Jarvis Lord (February 10, 1816 in Ballston, Saratoga County, New York – July 24, 1887 in Pittsford, Monroe County, New York), was an American politician from New York.

Life
He was the son of Daniel Lord (1780–1818) and Clarissa (Seeley) Lord (1783–1867). He attended the common schools, and became a farmer. He married Eliza Ann Decker (1819–1854), and they had three children, among them Assemblyman George D. Lord. About 1842, he removed to a farm in Pittsford. He also became a contractor, engaging in canal construction, and was president of the Bank of Monroe of Rochester. On March 20, 1855, he married Zilpha M. Tibbets (1835–1911).

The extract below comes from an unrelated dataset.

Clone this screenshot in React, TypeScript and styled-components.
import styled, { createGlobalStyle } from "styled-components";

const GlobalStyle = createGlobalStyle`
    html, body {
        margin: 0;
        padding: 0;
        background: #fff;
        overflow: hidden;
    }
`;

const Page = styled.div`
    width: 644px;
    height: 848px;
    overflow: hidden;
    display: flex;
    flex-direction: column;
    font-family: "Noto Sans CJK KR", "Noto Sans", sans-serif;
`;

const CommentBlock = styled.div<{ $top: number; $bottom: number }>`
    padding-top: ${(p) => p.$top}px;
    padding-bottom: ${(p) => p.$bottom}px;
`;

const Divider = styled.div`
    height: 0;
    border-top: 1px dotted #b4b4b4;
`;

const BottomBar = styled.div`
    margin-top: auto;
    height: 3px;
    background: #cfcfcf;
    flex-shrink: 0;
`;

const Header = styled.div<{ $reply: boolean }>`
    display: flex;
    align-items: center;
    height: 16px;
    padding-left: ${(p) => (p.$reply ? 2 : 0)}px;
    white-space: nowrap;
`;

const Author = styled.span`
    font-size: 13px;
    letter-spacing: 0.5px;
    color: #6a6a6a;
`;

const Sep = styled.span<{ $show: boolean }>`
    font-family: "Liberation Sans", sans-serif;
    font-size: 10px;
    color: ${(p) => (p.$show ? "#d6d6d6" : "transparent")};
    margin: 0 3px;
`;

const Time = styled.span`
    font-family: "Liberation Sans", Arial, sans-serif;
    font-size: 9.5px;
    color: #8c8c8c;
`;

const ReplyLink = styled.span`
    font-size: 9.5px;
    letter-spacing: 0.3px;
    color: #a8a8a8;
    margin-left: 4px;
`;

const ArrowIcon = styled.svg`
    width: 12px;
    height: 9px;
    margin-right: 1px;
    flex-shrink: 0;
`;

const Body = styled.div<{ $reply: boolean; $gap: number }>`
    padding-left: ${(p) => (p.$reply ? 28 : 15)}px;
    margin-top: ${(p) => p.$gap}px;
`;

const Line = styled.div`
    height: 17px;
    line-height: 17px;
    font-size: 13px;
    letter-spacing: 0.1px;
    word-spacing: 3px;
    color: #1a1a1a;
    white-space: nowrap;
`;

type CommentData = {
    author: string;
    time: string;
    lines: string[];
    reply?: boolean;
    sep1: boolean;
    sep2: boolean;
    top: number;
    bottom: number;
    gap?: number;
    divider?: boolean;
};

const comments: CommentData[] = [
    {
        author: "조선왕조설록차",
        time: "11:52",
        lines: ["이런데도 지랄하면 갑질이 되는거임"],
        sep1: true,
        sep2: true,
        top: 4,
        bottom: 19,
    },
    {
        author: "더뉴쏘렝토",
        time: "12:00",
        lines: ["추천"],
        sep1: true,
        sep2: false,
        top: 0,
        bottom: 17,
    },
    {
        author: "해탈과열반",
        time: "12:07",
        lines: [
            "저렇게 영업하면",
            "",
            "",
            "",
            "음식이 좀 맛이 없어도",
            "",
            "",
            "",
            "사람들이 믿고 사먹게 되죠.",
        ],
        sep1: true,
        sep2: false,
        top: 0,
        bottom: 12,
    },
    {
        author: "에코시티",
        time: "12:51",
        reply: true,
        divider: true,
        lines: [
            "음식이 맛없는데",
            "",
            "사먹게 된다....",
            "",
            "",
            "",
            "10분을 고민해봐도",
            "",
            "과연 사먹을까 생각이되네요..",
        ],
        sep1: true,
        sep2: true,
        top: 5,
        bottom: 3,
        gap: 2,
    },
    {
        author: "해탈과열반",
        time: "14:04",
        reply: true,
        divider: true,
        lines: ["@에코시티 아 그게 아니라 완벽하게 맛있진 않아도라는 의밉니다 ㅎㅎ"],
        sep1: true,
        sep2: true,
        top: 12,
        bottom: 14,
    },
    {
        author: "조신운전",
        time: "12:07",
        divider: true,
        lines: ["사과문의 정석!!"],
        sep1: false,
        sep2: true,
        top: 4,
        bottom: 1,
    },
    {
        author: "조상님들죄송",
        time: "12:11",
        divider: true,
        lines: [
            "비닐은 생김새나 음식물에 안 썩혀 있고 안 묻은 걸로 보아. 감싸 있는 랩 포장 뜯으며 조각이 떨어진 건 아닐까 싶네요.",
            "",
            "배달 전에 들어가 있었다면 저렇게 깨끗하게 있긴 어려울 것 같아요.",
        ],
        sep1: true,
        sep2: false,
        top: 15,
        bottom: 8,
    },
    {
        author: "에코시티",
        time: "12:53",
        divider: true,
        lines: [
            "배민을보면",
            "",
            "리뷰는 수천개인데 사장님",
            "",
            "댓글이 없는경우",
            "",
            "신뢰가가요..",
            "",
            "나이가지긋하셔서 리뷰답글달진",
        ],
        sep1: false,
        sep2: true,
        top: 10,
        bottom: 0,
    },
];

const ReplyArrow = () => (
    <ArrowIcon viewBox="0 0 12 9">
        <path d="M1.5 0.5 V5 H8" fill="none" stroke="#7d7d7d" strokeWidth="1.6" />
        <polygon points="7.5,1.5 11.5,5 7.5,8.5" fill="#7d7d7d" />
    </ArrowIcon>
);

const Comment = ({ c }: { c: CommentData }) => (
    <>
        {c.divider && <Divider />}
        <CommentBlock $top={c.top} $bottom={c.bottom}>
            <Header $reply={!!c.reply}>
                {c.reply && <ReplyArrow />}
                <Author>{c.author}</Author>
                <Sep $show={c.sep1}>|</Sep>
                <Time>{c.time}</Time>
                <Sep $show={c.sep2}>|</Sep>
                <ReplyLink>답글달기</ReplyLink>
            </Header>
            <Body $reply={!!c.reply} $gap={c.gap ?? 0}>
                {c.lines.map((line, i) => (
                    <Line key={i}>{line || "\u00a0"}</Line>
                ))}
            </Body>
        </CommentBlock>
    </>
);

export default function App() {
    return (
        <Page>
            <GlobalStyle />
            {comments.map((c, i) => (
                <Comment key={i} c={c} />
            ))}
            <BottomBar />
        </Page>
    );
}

He was a member of the New York State Assembly (Monroe Co., 1st D.) in 1858. At the state elections in 1861 and 1864, he ran on the Democratic ticket for Canal Commissioner, but was defeated both times by Republican Franklin A. Alberger.

In 1872, Lord had a lake freighter named after him.

He was again a member of the State Assembly in 1867, and was the Democratic minority's candidate for Speaker. He was a member of the New York State Senate (28th D.) from 1870 to 1875, sitting in the 93rd, 94th, 95th, 96th, 97th and 98th New York State Legislatures. In 1876–77, he was accused in connection with the Canal Ring frauds, and became a defendant in a series of trials.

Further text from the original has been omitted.